Over the next 12 months we will be introducing a number of other initiatives.

  • We are developing a 10-year public infrastructure plan that will outline our investment priorities over the near future.
  • We will be bringing forward a comprehensive water and wastewater strategy based on three key principles: financial sustainable public systems, affordable rates for consumers and achievable, practical solutions. This strategy will help municipalities provide clean, safe drinking water and effective wastewater management. Much of our water infrastructure was built by our parents – in many cases by our grandparents. Much of it now needs to be replaced and the cost will be substantial. An expert panel has been appointed to advise us on the substantive policy issues involved.
  • We are taking steps to help municipalities meet the financial obligations involved in rebuilding our public infrastructure.
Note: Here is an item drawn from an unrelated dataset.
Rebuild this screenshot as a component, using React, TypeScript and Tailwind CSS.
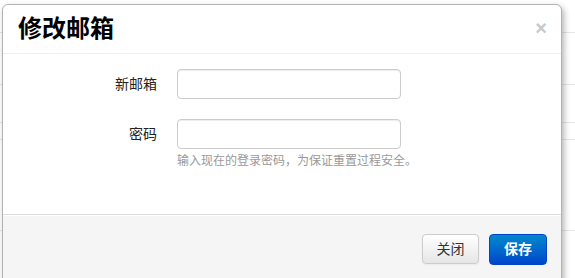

I have already spoken about federal-provincial-municipal partnerships, such as COMRIF. Later this afternoon you will hear from Bill Ralph, the head of the Ontario Strategic Infrastructure Financing Authority. He will tell you how 90 municipalities have already been able to access almost one billion dollars in debt financing for infrastructure. And next month my colleague Harinder Takhar, Minister of Transportation will be presenting details of our plan to make a portion of gas tax revenues available to municipalities.
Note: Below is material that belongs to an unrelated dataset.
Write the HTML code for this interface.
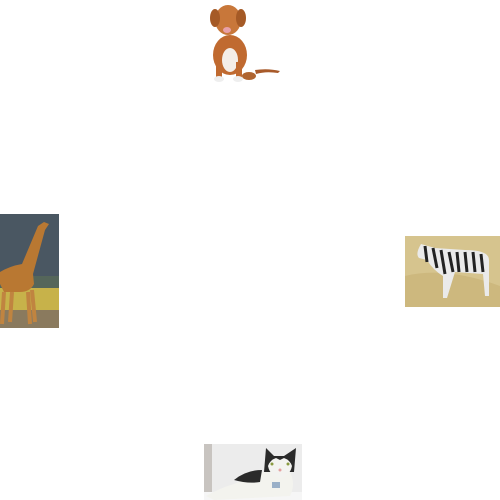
<!DOCTYPE html>
<html><head><style>
html,body{margin:0;padding:0;width:500px;height:500px;background:#fff;overflow:hidden;position:relative}
.a{position:absolute}
</style></head><body>
<svg class="a" style="left:200px;top:0" width="85" height="88" viewBox="0 0 85 88">
 <path d="M55 70 Q68 68 80 71 L78 73 Q66 71 56 74Z" fill="#a85a2a"/>
 <ellipse cx="30" cy="55" rx="17" ry="20" fill="#c06a30"/>
 <ellipse cx="30" cy="60" rx="8" ry="12" fill="#f4eee8"/>
 <ellipse cx="28" cy="20" rx="13" ry="15" fill="#c8773a"/>
 <ellipse cx="15" cy="18" rx="5" ry="9" fill="#a55a26"/>
 <ellipse cx="41" cy="18" rx="5" ry="9" fill="#a55a26"/>
 <ellipse cx="27" cy="30" rx="4" ry="3" fill="#e8a0a8"/>
 <rect x="16" y="62" width="6" height="16" fill="#c06a30"/>
 <rect x="36" y="62" width="6" height="16" fill="#c06a30"/>
 <ellipse cx="19" cy="79" rx="5" ry="3" fill="#eee"/>
 <ellipse cx="38" cy="79" rx="5" ry="3" fill="#eee"/>
 <ellipse cx="49" cy="76" rx="7" ry="4" fill="#b06530"/>
</svg>
<svg class="a" style="left:0;top:214px" width="59" height="114" viewBox="0 0 59 114">
 <rect width="59" height="114" fill="#4a5762"/>
 <rect y="62" width="59" height="12" fill="#55665a"/>
 <rect y="74" width="59" height="22" fill="#c7b24a"/>
 <rect y="96" width="59" height="18" fill="#8a7a5e"/>
 <path d="M38 12 L44 8 L49 10 L45 16 L33 60 L34 70 Q30 78 20 78 L4 78 L0 70 L0 58 Q10 52 22 50 Z" fill="#b97832"/>
 <path d="M4 78 L2 110 M12 78 L10 108 M28 78 L30 110 M32 76 L35 108" stroke="#c08440" stroke-width="4"/>
</svg>
<svg class="a" style="left:405px;top:236px" width="95" height="71" viewBox="0 0 95 71">
 <rect width="95" height="71" fill="#d6c48e"/>
 <path d="M0 40 Q40 30 95 50 L95 71 L0 71Z" fill="#cdb87e"/>
 <path d="M16 8 L30 12 L60 14 Q84 14 84 24 L84 60 L80 60 L78 38 L50 36 L42 62 L38 62 L38 40 Q28 34 22 24 L14 22 Q10 18 16 8Z" fill="#eaeaea"/>
 <path d="M20 10 L22 26 M28 12 L32 32 M36 14 L40 38 M44 16 L48 36 M52 16 L54 36 M60 16 L62 36 M68 16 L70 36 M76 18 L78 36" stroke="#222" stroke-width="3"/>
</svg>
<svg class="a" style="left:204px;top:444px" width="98" height="56" viewBox="0 0 98 56">
 <rect width="98" height="56" fill="#ececec"/>
 <rect width="8" height="56" fill="#c8c4c0"/>
 <rect y="48" width="98" height="8" fill="#f6f6f6"/>
 <path d="M2 52 Q16 44 30 40 Q44 34 58 28 L86 28 Q92 40 86 52 L10 56Z" fill="#f3f3ee"/>
 <path d="M30 36 Q42 26 58 26 L56 38 Q44 40 30 36Z" fill="#2a2a2a"/>
 <path d="M60 28 L62 4 L70 12 L80 12 L92 4 L90 28Z" fill="#2a2a2a"/>
 <path d="M64 22 Q66 16 72 14 L76 16 L80 14 Q86 16 88 22 Q86 32 76 34 Q66 32 64 22Z" fill="#f3f3f0"/>
 <circle cx="68" cy="20" r="1.5" fill="#8a9a40"/><circle cx="84" cy="20" r="1.5" fill="#8a9a40"/>
 <circle cx="76" cy="26" r="1.5" fill="#e4a0a0"/>
 <rect x="68" y="38" width="8" height="6" fill="#9ab0c8"/>
</svg>
</body></html>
We understand the fiscal realities. And we are taking steps to help deal with them.

Infrastructure plan

All of these initiatives are important. None are patchwork, band-aid solutions to a single issue. Instead they are part of a coherent, comprehensive plan that attacks a persistent social problem: restoring the public amenities that support a prosperous economy and the delivery of important public services.

This plan is based on five broad principles.

  • Better planning and coordination of infrastructure investments.
  • Utilizing best practices to get the greatest value and longest life from existing facilities.
  • Greater concentration on key priorities in deciding what to build and where to build it.
  • Developing innovative methods of financing infrastructure investments, including the participation of both the public and private sectors.
  • Setting out clear principles and practices to guide our infrastructure financing and procurement plans, including appropriate public control and ownership, value for money, accountability and transparency.

We are coordinating investments across economic sectors, so that decision-makers can weigh the benefits of an investment in one sector against the benefits of similar investments elsewhere.

We are planning capital investments over a much longer time period, so the money we invest today will help promote economic growth in the future.

And we are paying much more attention to the kinds of projects we undertake, to make sure that they have a reasonable and measurable economic payback, and that they correspond to the government’s strategic objectives.

For our government, those objectives are not defined in terms of specific projects, or even specific kinds of infrastructure, but in terms of the outcomes and results we hope to achieve.

We are not so much interested in bricks and mortar and asphalt as we are in the public services infrastructure can deliver.

And we will measure the value of our investments not in terms of inputs – how much money we invest – but in terms of results.

All of these initiatives affect our infrastructure decisions and yours.

They affect what you build, where you build it, and what your buildings and assets are used for.

Conclusion

I will leave you with these final thoughts. I believe we are entering a new era of infrastructure renewal. I call it the infrastructure renaissance.

But we are not building monuments.

The purpose of this government’s infrastructure strategy is to improve the public services available to the people of this province.

Our purpose is to build strong communities and to help the people of Ontario improve the quality of their lives.

Our purpose is to make Ontario an attractive place for investments that will strengthen our economy and create jobs.

Ultimately, our plan will re-shape the kind of society we – and our children – live in.